On 10/20/2021 at 0:50 AM, emailking said:

What's wrong with the beach scene?


They did a poor job of selling it. You understand what the developers wanted you to feel in that moment where Ellie sees a flashback of Joel and at that very moment, forgives him for what he did thus releasing her from her quest for vengeance, but the entirety of the game prior to that does nothing to build upon that. All of Ellie's gameplay, even just before you get to the beach, is fueled by hate and Ellie stops at nothing to kill Abby, even leaving behind the people she loves the most. A convenient flashback happens and completely unravels those emotions? It's very Deus Ex Machina with the probable intention of keeping Abby alive for any future sequel and does not feel natural. Ellie has 0 knowledge of anything Abby experienced prior to being kidnapped, so although it might makes sense to you, the player, why Ellie spares her, it doesn't make sense in the context of the actual characters and story. The characters become marionettes that only serve the plot and it sucks you out of the story completely (although the game loses you well before that anyway).

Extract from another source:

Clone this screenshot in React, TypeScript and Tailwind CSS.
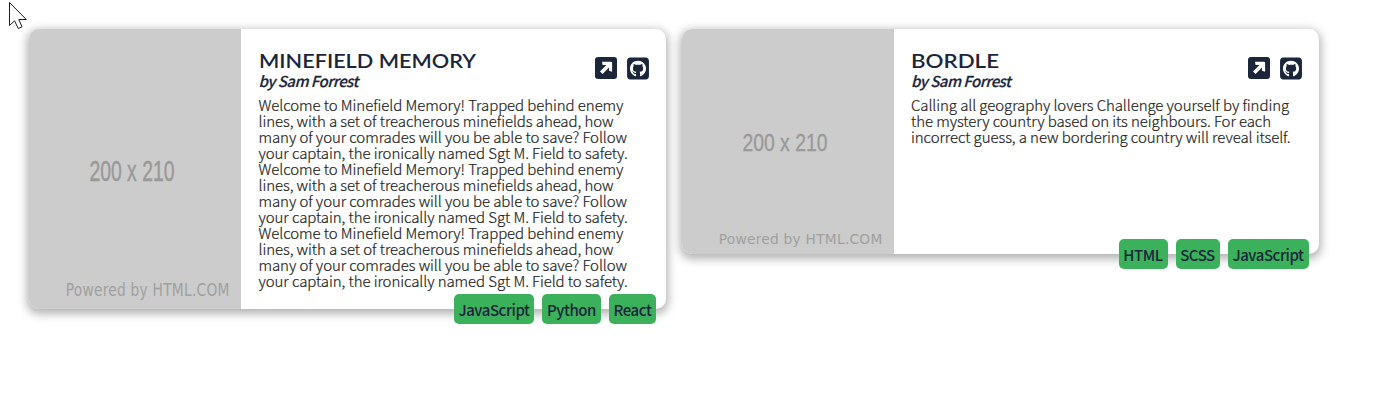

The game seems like it would be interesting on paper, but when you actually see it play out and contextualize it with the narrative/gameplay structure, you realize that this was an idea that should have been shot down almost at its inception. I respect Naughty Dog for trying something unique, but in my opinion they didn't execute it properly and it led to an absolutely miserable and unfulfilling sequel that pales in comparison to the first one. Just my opinion of course.